A while ago the internet “terrorist” / hacktvist group Anonymous set out on a mission against the Mexican drug cartel. Quite a big operation seeing as both US DEA and Mexican government have been doing the same thing for many years with no success. Either way just about everyone cheered for and thought that anonymous could take the fight. Not enough to shut the cartel down, but maybe shut the cartel up. Anonymous had some information about the cartel that they didn’t want released but threatened to do so if their kidnapped member wasn’t released. Yesterday he was released, so congrats anonymous!
Read about the attack HERE
Anonymous IberoAmerica, the Latin American collective within the Anonymous hacktivist group, has called off its operation to expose members of the Zetas narcotics cartel after announcing that a kidnapped Anonymous member was released. The released hostage also reportedly delivered a message: that the Zetas would kill ten people for every name of a Zeta associate released by Anonymous.
Anonymous members launched an effort called OpCartel last week after claiming a member had been kidnapped during a “Operation Paperstorm” protest in Veracruz. The group threatened to “dox” members of the cartel, releasing names and addresses of taxi drivers, journalists, and members of law enforcement associated with the group. To collect information to aid in their effort, the group posted a “plug-in” Web application to allow would-be informants to protect their identities while providing names and other information.
Over the past few days, however, there has been growing dissention within the group about going forward with the effort; the Zetas had responded with online efforts of their own, sending death threats through Twitter and other channels, including a claim that they had tracked down the IP address of the user of one Anonymous Twitter account. According to Stratfor Global Intelligence analyst Ben West, the Zetas have their own computer security resources, and could conceivably have made efforts to identify Anonymous members as retribution.

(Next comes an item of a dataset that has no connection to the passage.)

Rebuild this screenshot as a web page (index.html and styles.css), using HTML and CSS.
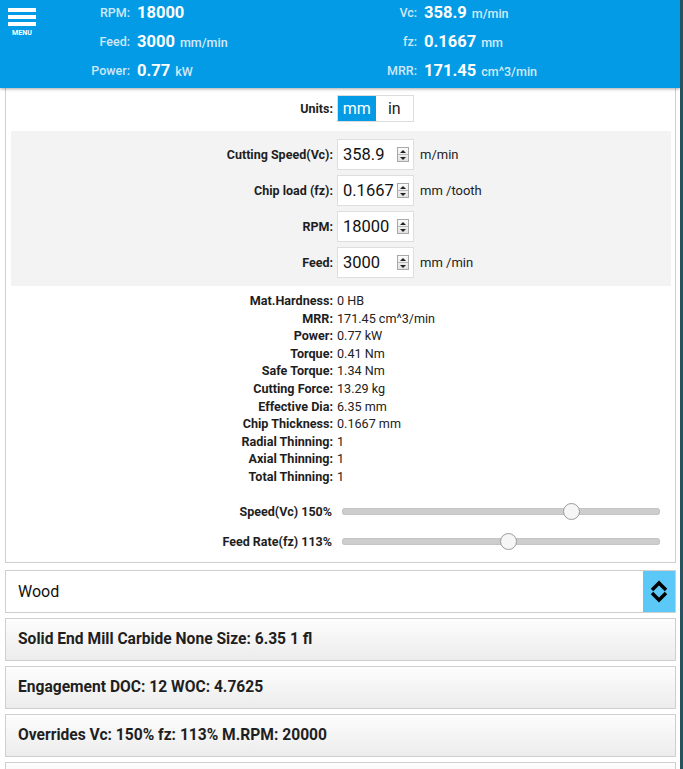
FILE: index.html
```html
<!DOCTYPE html>
<html lang="en">
<head>
<meta charset="utf-8">
<title>Speeds and Feeds</title>
<link rel="stylesheet" href="styles.css">
</head>
<body>
<div class="page">
  <header class="topbar">
    <div class="menu">
      <span class="bar"></span>
      <span class="bar"></span>
      <span class="bar"></span>
      <span class="menu-label">MENU</span>
    </div>
    <div class="stats">
      <span class="k">RPM:</span><span class="v">18000</span>
      <span class="k">Vc:</span><span class="v">358.9 <small>m/min</small></span>
      <span class="k">Feed:</span><span class="v">3000 <small>mm/min</small></span>
      <span class="k">fz:</span><span class="v">0.1667 <small>mm</small></span>
      <span class="k">Power:</span><span class="v">0.77 <small>kW</small></span>
      <span class="k">MRR:</span><span class="v">171.45 <small>cm^3/min</small></span>
    </div>
  </header>

  <main class="card">
    <div class="units-row">
      <span class="lbl">Units:</span>
      <div class="toggle"><span class="opt on">mm</span><span class="opt">in</span></div>
    </div>

    <div class="panel">
      <div class="field">
        <span class="lbl">Cutting Speed(Vc):</span>
        <div class="num"><span class="val">358.9</span><span class="spin"><span class="up"></span><span class="dn"></span></span></div>
        <span class="unit">m/min</span>
      </div>
      <div class="field">
        <span class="lbl">Chip load (fz):</span>
        <div class="num"><span class="val">0.1667</span><span class="spin"><span class="up"></span><span class="dn"></span></span></div>
        <span class="unit">mm /tooth</span>
      </div>
      <div class="field">
        <span class="lbl">RPM:</span>
        <div class="num"><span class="val">18000</span><span class="spin"><span class="up"></span><span class="dn"></span></span></div>
        <span class="unit"></span>
      </div>
      <div class="field">
        <span class="lbl">Feed:</span>
        <div class="num"><span class="val">3000</span><span class="spin"><span class="up"></span><span class="dn"></span></span></div>
        <span class="unit">mm /min</span>
      </div>
    </div>

    <dl class="info">
      <dt>Mat.Hardness:</dt><dd>0 HB</dd>
      <dt>MRR:</dt><dd>171.45 cm^3/min</dd>
      <dt>Power:</dt><dd>0.77 kW</dd>
      <dt>Torque:</dt><dd>0.41 Nm</dd>
      <dt>Safe Torque:</dt><dd>1.34 Nm</dd>
      <dt>Cutting Force:</dt><dd>13.29 kg</dd>
      <dt>Effective Dia:</dt><dd>6.35 mm</dd>
      <dt>Chip Thickness:</dt><dd>0.1667 mm</dd>
      <dt>Radial Thinning:</dt><dd>1</dd>
      <dt>Axial Thinning:</dt><dd>1</dd>
      <dt>Total Thinning:</dt><dd>1</dd>
    </dl>

    <div class="slider-row">
      <span class="lbl">Speed(Vc) 150%</span>
      <input class="range" type="range" min="20" max="197" step="any" value="150">
    </div>
    <div class="slider-row">
      <span class="lbl">Feed Rate(fz) 113%</span>
      <input class="range" type="range" min="20" max="197" step="any" value="113">
    </div>
  </main>

  <div class="select">
    <span class="sel-text">Wood</span>
    <span class="sel-arrow">
      <svg width="20" height="26" viewBox="0 0 20 26"><polyline points="3,12 10,5 17,12" fill="none" stroke="#000" stroke-width="3.4"/><polyline points="3,15 10,22 17,15" fill="none" stroke="#000" stroke-width="3.4"/></svg>
    </span>
  </div>
  <div class="acc">Solid End Mill Carbide None Size: 6.35 1 fl</div>
  <div class="acc">Engagement DOC: 12 WOC: 4.7625</div>
  <div class="acc">Overrides Vc: 150% fz: 113% M.RPM: 20000</div>
  <div class="acc acc-next"></div>
</div>
</body>
</html>
```

FILE: styles.css
```css
html, body {
  margin: 0;
  padding: 0;
}
body {
  background: #27525f;
  font-family: Roboto, "Liberation Sans", Arial, sans-serif;
  color: #222;
}
.page {
  width: 680px;
  height: 769px;
  background: #fff;
  overflow: hidden;
}

/* ---------- top bar ---------- */
.topbar {
  display: flex;
  height: 88px;
  background: #039be5;
  box-shadow: 0 1px 3px rgba(0, 0, 0, 0.35);
  position: relative;
  z-index: 1;
}
.menu {
  width: 44px;
  box-sizing: border-box;
  padding: 8px 0 0 8px;
  display: flex;
  flex-direction: column;
  align-items: flex-start;
}
.bar {
  display: block;
  width: 28px;
  height: 4px;
  background: #fff;
  margin-bottom: 3px;
}
.menu-label {
  width: 28px;
  text-align: center;
  color: #fff;
  font-size: 7px;
  font-weight: 700;
  line-height: 8px;
  letter-spacing: 0.1px;
}
.stats {
  display: grid;
  grid-template-columns: 86px 180px 93px auto;
  column-gap: 7px;
  grid-auto-rows: 20px;
  row-gap: 9px;
  padding-top: 2px;
  align-items: center;
}
.stats .k {
  justify-self: end;
  color: #cfe7f8;
  font-size: 12.5px;
  font-weight: 500;
}
.stats .v {
  color: #fff;
  font-size: 16.5px;
  font-weight: 700;
  white-space: nowrap;
}
.stats .v small {
  color: #d3eaf9;
  font-size: 12.5px;
  font-weight: 500;
  margin-left: 1px;
}

/* ---------- main card ---------- */
.card {
  margin: 0 4px 0 5px;
  border: 1px solid #cfcfcf;
  border-top: none;
  padding: 7px 0 5px 0;
}
.lbl {
  font-weight: 700;
  font-size: 12.5px;
  text-align: right;
  color: #1e1e1e;
}
.units-row {
  display: grid;
  grid-template-columns: 327px 77px;
  column-gap: 4px;
  align-items: center;
}
.toggle {
  display: flex;
  height: 27px;
  box-sizing: border-box;
  border: 1px solid #dcdcdc;
  background: #fff;
}
.opt {
  flex: 1;
  display: flex;
  align-items: center;
  justify-content: center;
  font-size: 16px;
  color: #222;
}
.opt.on {
  background: #039be5;
  color: #fff;
}

.panel {
  margin: 9px 4px 0 5px;
  background: #f3f3f3;
  padding: 8px 0;
  display: flex;
  flex-direction: column;
  gap: 5px;
}
.field {
  display: grid;
  grid-template-columns: 322px 77px auto;
  column-gap: 4px;
  align-items: center;
  height: 31px;
}
.num {
  height: 31px;
  box-sizing: border-box;
  border: 1px solid #dedede;
  background: #fff;
  display: flex;
  align-items: center;
  padding: 0 3px 0 5px;
}
.val {
  flex: 1;
  font-size: 16.5px;
  color: #111;
}
.spin {
  width: 12px;
  height: 15px;
  box-sizing: border-box;
  border: 1px solid #a8a8a8;
  background: linear-gradient(#fbfbfb, #e2e2e2);
  display: flex;
  flex-direction: column;
  margin-right: 1px;
}
.spin .up, .spin .dn {
  flex: 1;
  display: flex;
  align-items: center;
  justify-content: center;
}
.spin .up {
  border-bottom: 1px solid #b8b8b8;
}
.spin .up::before {
  content: "";
  border-left: 3px solid transparent;
  border-right: 3px solid transparent;
  border-bottom: 3px solid #222;
}
.spin .dn::before {
  content: "";
  border-left: 3px solid transparent;
  border-right: 3px solid transparent;
  border-top: 3px solid #222;
}
.unit {
  font-size: 13px;
  color: #222;
  padding-left: 2px;
}

.info {
  margin: 6px 0 0 0;
  display: grid;
  grid-template-columns: 327px auto;
  column-gap: 4px;
  line-height: 17.6px;
  font-size: 12.6px;
}
.info dt {
  font-weight: 700;
  text-align: right;
  color: #1e1e1e;
}
.info dd {
  margin: 0;
  color: #222;
}

.slider-row {
  display: grid;
  grid-template-columns: 326px 318px;
  column-gap: 10px;
  align-items: center;
  height: 30px;
}
.info + .slider-row {
  margin-top: 11px;
}
.range {
  -webkit-appearance: none;
  appearance: none;
  width: 318px;
  height: 7px;
  margin: 0;
  border-radius: 4px;
  background: #cdcdcd;
  box-shadow: inset 0 0 0 1px #c4c4c4;
  outline: none;
}
.range::-webkit-slider-thumb {
  -webkit-appearance: none;
  width: 17px;
  height: 17px;
  border-radius: 50%;
  background: #f6f6f6;
  border: 1px solid #9b9b9b;
  box-sizing: border-box;
}

/* ---------- select & collapsible headers ---------- */
.select {
  margin: 7px 4px 0 5px;
  height: 43px;
  box-sizing: border-box;
  border: 1px solid #cfcfcf;
  display: flex;
  align-items: center;
  padding-left: 12px;
  background: #fff;
}
.sel-text {
  flex: 1;
  font-size: 16px;
  color: #111;
}
.sel-arrow {
  align-self: stretch;
  width: 32px;
  background: #5bc8f8;
  display: flex;
  align-items: center;
  justify-content: center;
}
.sel-arrow svg {
  display: block;
}
.acc {
  margin: 5px 4px 0 5px;
  height: 43px;
  box-sizing: border-box;
  border: 1px solid #cfcfcf;
  background: linear-gradient(#fdfdfd, #ececec);
  display: flex;
  align-items: center;
  padding-left: 12px;
  font-size: 15.6px;
  font-weight: 700;
  color: #1f1f1f;
}
```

“Since we have seen evidence of cartels employing their own computer scientists to engage in cybercrime,” he said in a video report, “it is logical to conclude that the cartels likely have individuals working to track anti-cartel bloggers and hackers. Those individuals involved thus face the risk of abduction, injury and death—judging by how Los Zetas have dealt with threats in the past.”

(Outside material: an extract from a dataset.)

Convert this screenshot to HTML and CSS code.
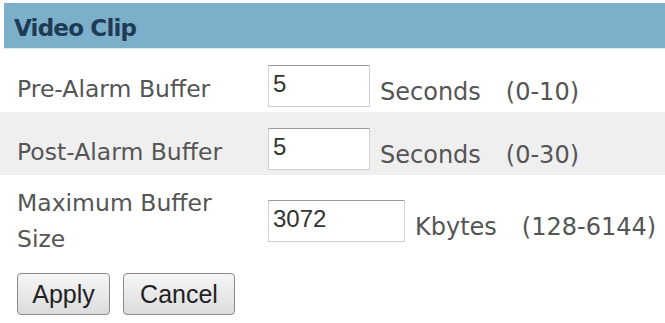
FILE: index.html
```html
<!DOCTYPE html>
<html>
<head>
<meta charset="utf-8">
<link rel="stylesheet" href="styles.css">
</head>
<body>
<div class="panel">
  <div class="header">Video Clip</div>
  <div class="row">
    <div class="label">Pre-Alarm Buffer</div>
    <input class="field" type="text" value="5">
    <div class="unit">Seconds</div>
    <div class="range">(0-10)</div>
  </div>
  <div class="row alt">
    <div class="label">Post-Alarm Buffer</div>
    <input class="field" type="text" value="5">
    <div class="unit">Seconds</div>
    <div class="range">(0-30)</div>
  </div>
  <div class="row tall">
    <div class="label">Maximum Buffer Size</div>
    <input class="field wide" type="text" value="3072">
    <div class="unit">Kbytes</div>
    <div class="range">(128-6144)</div>
  </div>
  <div class="buttons">
    <button class="btn apply">Apply</button>
    <button class="btn cancel">Cancel</button>
  </div>
</div>
</body>
</html>
```
FILE: styles.css
```css
html, body {
  margin: 0;
  padding: 0;
  background: #ffffff;
  overflow: hidden;
}
.panel {
  width: 665px;
  padding-top: 3px;
  font-family: "DejaVu Sans", Verdana, sans-serif;
  color: #555555;
}
.header {
  margin-left: 4px;
  height: 46px;
  box-sizing: border-box;
  padding-left: 10px;
  background: #7cafc9;
  border-bottom: 1px solid #d9eaf2;
  color: #1f3a55;
  font-weight: bold;
  font-size: 23px;
  letter-spacing: -0.8px;
  line-height: 50px;
}
.row {
  display: flex;
  align-items: center;
  padding: 15px 0 5px 17px;
  font-size: 24px;
}
.row.alt {
  background: #efefef;
}
.row.tall {
  padding-top: 10px;
  padding-bottom: 5px;
}
.label {
  width: 251px;
  flex: none;
  font-size: 23.5px;
  line-height: 36px;
  padding-top: 7px;
}
.tall .label {
  width: 210px;
  margin-right: 41px;
  padding-top: 0;
}
.field {
  width: 102px;
  height: 42px;
  box-sizing: border-box;
  margin: 0;
  padding: 0 4px 4px;
  border: 1px solid #d0d0d0;
  border-top-color: #9a9a9a;
  background: #ffffff;
  font-family: "Liberation Sans", Arial, sans-serif;
  font-size: 24px;
  color: #333333;
}
.field.wide {
  width: 137px;
}
.unit, .range {
  padding-top: 12px;
}
.unit {
  margin-left: 10px;
}
.range {
  margin-left: 25px;
}
.buttons {
  display: flex;
  gap: 13px;
  padding: 11px 0 0 17px;
}
.btn {
  height: 42px;
  box-sizing: border-box;
  margin: 0;
  padding: 0;
  border: 1px solid #8a8a8a;
  border-radius: 4px;
  background: linear-gradient(#f6f6f6, #dcdcdc);
  font-family: "Liberation Sans", Arial, sans-serif;
  font-size: 25px;
  color: #222222;
}
.apply { width: 93px; }
.cancel { width: 112px; }
```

After briefly cancelling the effort on November 2, the Anonymous group apparently voted to move forward with the plan according to a video post by Barrett Brown, who has acted as the public face of Anonymous in the past. But just a day later, the operation was called off again, apparently because Anonymous had met its original goal.

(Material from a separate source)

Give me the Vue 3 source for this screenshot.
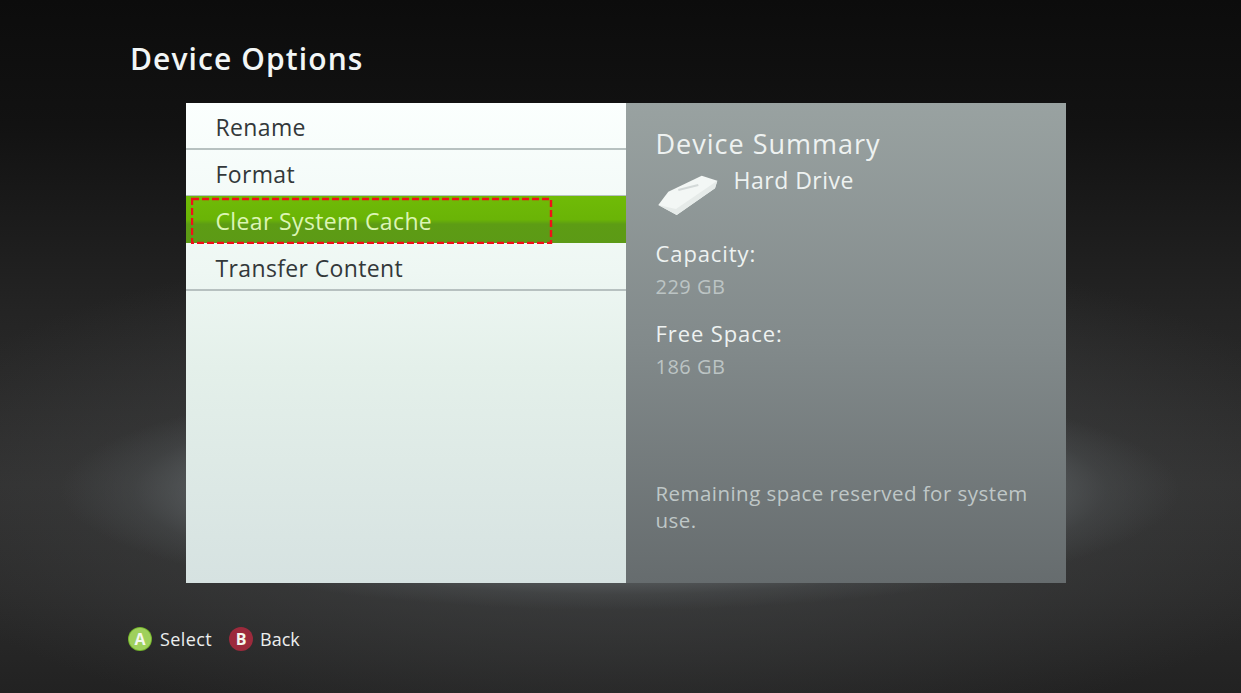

“On this day, our anonymous friend retained by the Zetas cartel has been released,” the group said in a statement on its website. “We can say that while bruised, he is alive and well. He has sent us a message that if Anonymous reveals a name related to the cartel, the family of the kidnapped anonymous will suffer, and for each cartel member revealed, ten people will be put to death. The Anonymous collective has decided by consensus not to disclose the information that we have for now, as we understand that we can not ignore threats involving innocent civilians that have nothing to do with our actions.”